BY GUEST BLOGGER | November 13, 2014
written by: Abigail Amico | Saint Louis University ’16
As the time for the Ignatian Family Teach In and the memorial of the Jesuit Martyrs draws nearer, I have begun to think more and more about my time in El Salvador, and I am beginning to feel the way I did when I got back. I feel hopeless, overwhelmed, and furious. Mix that with the turmoil that has hit St. Louis and that is going to soon return with vengeance and heartbreak, and the world is a lot to handle.
I think in a lot of ways though, I need to continue to think about my time in El Salvador, particularly my time at El Mozote. The trip was after the delegation and I had spent time in the community of Las Mesas, and in the midst of our journey to learn more about what had actually happened during the Civil War. When we arrived at El Mozote, a woman approached us and began to tell her mother’s story. She talked about how her mother was the only survivor in a city of 10,000 people. How they were killed for being poor, “supporting the guerrillas” or feeding people, and for being in the wrong place at the wrong time. They came at night and locked the children in a room, the men in a room, and the women in the room. They raped the women, burned the children alive, and shot the men. And I was standing there, dumbfounded. I was standing where children had once cried for their mothers who could not save them, where men fought for their families and lost. And there was one woman who everyday lived with the pain of being the only survivor. I remember what struck me most was that she had just given birth, and for weeks afterwards produced breast milk for a baby that no longer existed in this world.

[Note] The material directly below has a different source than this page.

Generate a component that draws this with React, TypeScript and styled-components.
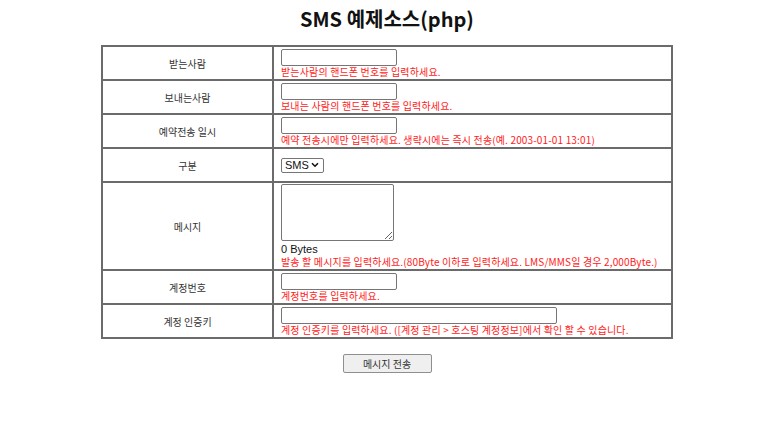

Then I think of the four churchwomen, who wanted to do something good, or Oscar Romero. When I watch the documentaries and the films created about the lives of these heroes, I get sad, and I get angry. There, historians are talking over footage of places where I’ve once stood. When I showed up about 30 years to late. Where the country I call home demolished the country that I fell in love with. In my head it’s all still so real, and I was not even alive when it happened. I could not even find El Salvador on the map before I got there, and now I close my eyes and sometimes it is all I see.
But when I remember El Salvador, and I remember the lives lost, I also remember to not give up in frustration. Because as we were all reflecting on our time at El Mozote, a woman, a large campesino who had been listening to the radio, came sprinting toward us. “El Papa es una Jesuita! El Papa es una Jesuita! She was running, and it took awhile, and a translator, to get the whole story. But Pope Francis was elected while I was standing in El Mozote, and the hope that the Salvadorans are known for became alive in my own life. A South American Jesuit Pope! It was and is still one of the biggest realizations I have had, realizing that my life is important and it can matter to other people, because we have a pope who cares, we have priests who care, and long before me or the Salvadoran martyrs, we had lay people who have cared.
The Ignatian Family Teach-In can be a moment where all those who care can come together. It can be the El Mozote, talking about tough issues, injustices, and the losses along the way. But it can also represent the hope in that woman’s voice. The hope that we are not fighting alone, and the importance that we are fighting at all. In the ashes and in the mourning we can begin to once again plant seeds of justice and solidarity.